WORK TO BE COMPLETED.
Starting at the first line of the listing below, repeat each line exactly until the line containing "import React from", which you include. Leave out pictures.

DATA LINES.
════════
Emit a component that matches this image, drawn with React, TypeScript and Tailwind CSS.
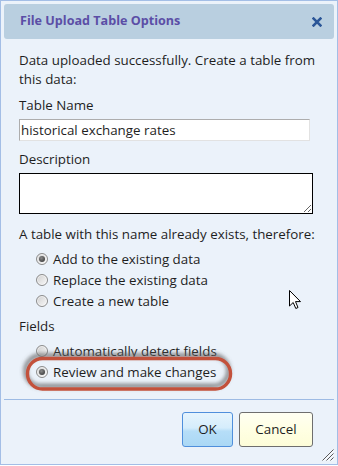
import React from "react";

function Radio({ checked }: { checked?: boolean }) {
  return (
    <span className="mb-[2px] flex h-[12px] w-[12px] shrink-0 items-center justify-center rounded-full border border-[#8c8c8c] bg-[linear-gradient(135deg,#cfcfcf,#f9f9f9)] shadow-[inset_0_0_0_1px_rgba(255,255,255,0.6)]">
      {checked && (
        <span className="h-[6px] w-[6px] rounded-full bg-[radial-gradient(circle_at_40%_35%,#8a8a8a,#2b2b2b)]" />
      )}
    </span>
  );
}

function RadioRow({ label, checked }: { label: string; checked?: boolean }) {
  return (
    <div className="flex h-[21px] items-center pl-[17px] leading-[21px]">
      <Radio checked={checked} />
      <span className="ml-[5px]">{label}</span>
    </div>
  );
}

export default function App() {
  return (
    <div className="relative h-[466px] w-[338px] bg-white font-['Open_Sans',sans-serif] text-[13.35px] text-[#1e1e1e]">
      <div className="relative flex h-[465px] w-[338px] flex-col overflow-hidden border border-[#a3bee6] bg-[#ebf2fa]">
        {/* Title bar */}
        <div className="mx-[3px] mt-[3px] flex h-[35px] shrink-0 items-center justify-between rounded-[3px] bg-[#b9cfe0] pl-[16px] pr-[12px]">
          <span className="whitespace-nowrap text-[12.6px] font-bold text-[#5b4ea6]">File Upload Table Options</span>
          <svg width="10" height="10" viewBox="0 0 10 10" className="mt-[1px]">
            <path d="M1.6 1.6 L8.4 8.4 M8.4 1.6 L1.6 8.4" stroke="#2a5597" strokeWidth="2.6" strokeLinecap="square" />
          </svg>
        </div>

        {/* Body */}
        <div className="flex shrink-0 flex-col whitespace-nowrap pl-[18px] pr-[24px] leading-[19px]">
          <p className="mt-[12px]">
            Data uploaded successfully. Create a table from
            <br />
            this data:
          </p>
          <div className="mt-[7px]">Table Name</div>
          <input
            readOnly
            defaultValue="historical exchange rates"
            className="mt-[4px] block h-[22px] w-[291px] border border-[#adadad] border-b-[#e2e2e2] border-r-[#e2e2e2] bg-white px-[1px] text-[13.35px] leading-[20px] text-[#1e1e1e] outline-none"
          />
          <div className="mt-[9px]">Description</div>
          <textarea className="mt-[4px] block h-[41px] w-[294px] border border-black bg-white outline-none" />
          <div className="mt-[11px]">A table with this name already exists, therefore:</div>
          <div className="mt-[5px] flex flex-col">
            <RadioRow label="Add to the existing data" checked />
            <RadioRow label="Replace the existing data" />
            <RadioRow label="Create a new table" />
          </div>
          <div className="mt-[5px]">Fields</div>
          <div className="mt-[5px] flex flex-col">
            <RadioRow label="Automatically detect fields" />
            <RadioRow label="Review and make changes" checked />
          </div>
        </div>

        {/* Separator */}
        <div className="mx-[3px] mt-[16px] h-px shrink-0 bg-[#9dbbe4]" />

        {/* Buttons */}
        <div className="mt-[12px] flex shrink-0 justify-end gap-[6px] pr-[24px]">
          <button className="flex h-[35px] w-[51px] items-center justify-center rounded-[3px] border border-[#4f8fdc] bg-[linear-gradient(#e6f4fd,#d5edfc_45%,#b6def8_55%,#aad8f5)] text-[13.35px] text-[#1e1e1e]">
            OK
          </button>
          <button className="flex h-[35px] w-[74px] items-center justify-center rounded-[3px] border border-[#6e6e6e] bg-[linear-gradient(#fffff2,#ffffe3_50%,#fdfdd8)] text-[13.35px] text-[#1e1e1e]">
            Cancel
          </button>
        </div>

        {/* Resize grip */}
        <svg width="12" height="12" viewBox="0 0 12 12" className="absolute bottom-[3px] right-[3px]">
          <path d="M11.5 0.5 L0.5 11.5 M11.5 4.5 L4.5 11.5 M11.5 8.5 L8.5 11.5" stroke="#5a5a5a" strokeWidth="1" />
          <path d="M12 1.5 L1.5 12 M12 5.5 L5.5 12 M12 9.5 L9.5 12" stroke="#ffffff" strokeWidth="1" />
        </svg>
      </div>

      {/* Red annotation */}
      <svg width="338" height="466" className="pointer-events-none absolute left-0 top-0">
        <defs>
          <filter id="sh" x="-20%" y="-60%" width="140%" height="220%">
            <feDropShadow dx="-2" dy="-3" stdDeviation="2.2" floodColor="#5f5f5f" floodOpacity="0.95" />
          </filter>
        </defs>
        <rect x="27.5" y="358.5" width="203" height="30.5" rx="15" ry="15" fill="none" stroke="#c3513b" strokeWidth="3.4" filter="url(#sh)" />
      </svg>

      {/* Mouse cursor */}
      <svg width="13" height="20" viewBox="0 0 13 20" className="pointer-events-none absolute left-[289px] top-[290px]">
        <path d="M0.5 0.5 L0.5 16 L4.2 12.5 L6.8 18.5 L9 17.5 L6.5 11.6 L11.5 11.6 Z" fill="#ffffff" stroke="#000000" strokeWidth="1" strokeLinejoin="miter" />
      </svg>
    </div>
  );
}
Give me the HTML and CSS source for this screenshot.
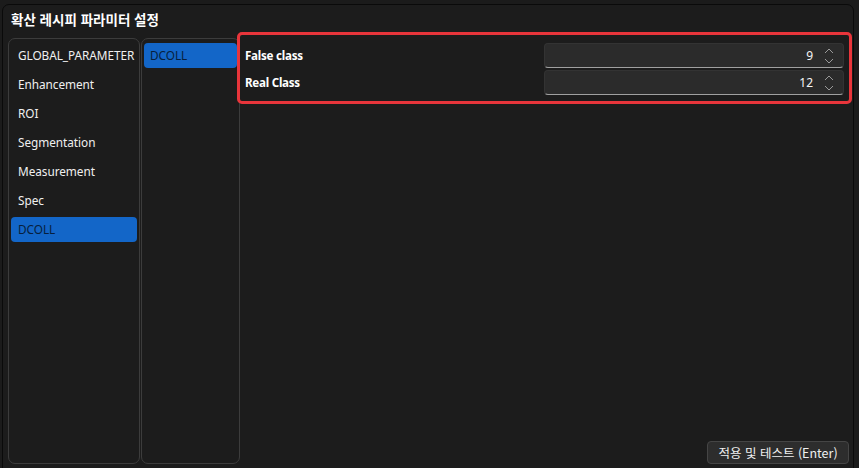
FILE: index.html
```html
<!DOCTYPE html>
<html lang="ko">
<head>
<meta charset="utf-8">
<link rel="stylesheet" href="styles.css">
</head>
<body>
<div class="frame">
  <div class="title">확산 레시피 파라미터 설정</div>
  <div class="content">
    <div class="panel list-main">
      <div class="item">GLOBAL_PARAMETER</div>
      <div class="item">Enhancement</div>
      <div class="item">ROI</div>
      <div class="item">Segmentation</div>
      <div class="item">Measurement</div>
      <div class="item">Spec</div>
      <div class="item selected">DCOLL</div>
    </div>
    <div class="panel list-sub">
      <div class="item selected">DCOLL</div>
    </div>
    <div class="params">
      <div class="highlight"></div>
      <div class="row">
        <span class="label">False class</span>
        <div class="spin"><span class="val">9</span><svg class="arrows" width="12" height="18" viewBox="0 0 12 18"><path d="M2 6 L6 2 L10 6 M2 12 L6 16 L10 12" fill="none" stroke="#9a9a9a" stroke-width="1"/></svg></div>
      </div>
      <div class="row">
        <span class="label">Real Class</span>
        <div class="spin"><span class="val">12</span><svg class="arrows" width="12" height="18" viewBox="0 0 12 18"><path d="M2 6 L6 2 L10 6 M2 12 L6 16 L10 12" fill="none" stroke="#9a9a9a" stroke-width="1"/></svg></div>
      </div>
      <div class="spacer"></div>
      <div class="actions"><button class="btn">적용 및 테스트 (Enter)</button></div>
    </div>
  </div>
</div>
</body>
</html>
```
FILE: styles.css
```css
html, body {
  margin: 0;
  padding: 0;
  background: #1b1b1b;
  width: 859px;
  height: 468px;
  overflow: hidden;
  font-family: "Noto Sans", "Noto Sans CJK KR", sans-serif;
  color: #ffffff;
}
.frame {
  margin: 4px 0 0 2px;
  width: 852px;
  height: 480px;
  border: 1px solid #0a0a0a;
  border-radius: 7px;
  background: #1c1c1c;
  box-sizing: border-box;
  padding: 0 0 0 5px;
}
.title {
  font-family: "Noto Sans CJK KR", sans-serif;
  font-weight: 700;
  font-size: 13.5px;
  height: 33px;
  line-height: 28px;
  padding-left: 3px;
}
.content {
  display: flex;
  gap: 1px;
  height: 426px;
}
.panel {
  border: 1px solid #3c3c3c;
  border-radius: 7px;
  box-sizing: border-box;
  padding: 4px 2px;
  display: flex;
  flex-direction: column;
  gap: 4px;
}
.list-main { width: 132px; }
.list-sub { width: 99px; }
.item {
  height: 25px;
  line-height: 25px;
  padding-left: 7px;
  font-size: 11.8px;
  letter-spacing: -0.05px;
  border-radius: 4px;
  color: #f0f0f0;
  white-space: nowrap;
}
.list-sub .item { padding-left: 6px; }
.item.selected {
  background: #1366c8;
  color: #071f3d;
}
.params {
  flex: 1;
  position: relative;
  display: flex;
  flex-direction: column;
  padding: 5px 9px 0 4px;
  gap: 2px;
}
.highlight {
  position: absolute;
  left: -4px;
  top: -6px;
  width: 615px;
  height: 72px;
  box-sizing: border-box;
  border: 3px solid #e8353b;
  border-radius: 5px;
  pointer-events: none;
}
.row {
  display: flex;
  align-items: center;
  justify-content: space-between;
  height: 25px;
}
.label {
  font-size: 11.6px;
  letter-spacing: -0.25px;
  font-weight: 700;
}
.spin {
  width: 300px;
  height: 25px;
  box-sizing: border-box;
  background: #2b2b2b;
  border: 1px solid #333333;
  border-bottom: 1px solid #a0a0a0;
  border-radius: 4px;
  display: flex;
  align-items: center;
  justify-content: flex-end;
  padding-right: 8px;
  gap: 10px;
}
.val { font-size: 12px; color: #f5f5f5; }
.arrows { display: block; }
.spacer { flex: 1; }
.actions {
  display: flex;
  justify-content: flex-end;
  align-items: flex-end;
  height: 26px;
}
.btn {
  font-family: "Noto Sans CJK KR", sans-serif;
  font-size: 12.5px;
  color: #f0f0f0;
  background: #2d2d2d;
  border: 1px solid #454545;
  border-radius: 4px;
  height: 23px;
  width: 142px;
  padding: 0;
  margin-right: -5px;
}
```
════════
THE COMPLETED TASK.
Emit a component that matches this image, drawn with React, TypeScript and Tailwind CSS.
import React from "react";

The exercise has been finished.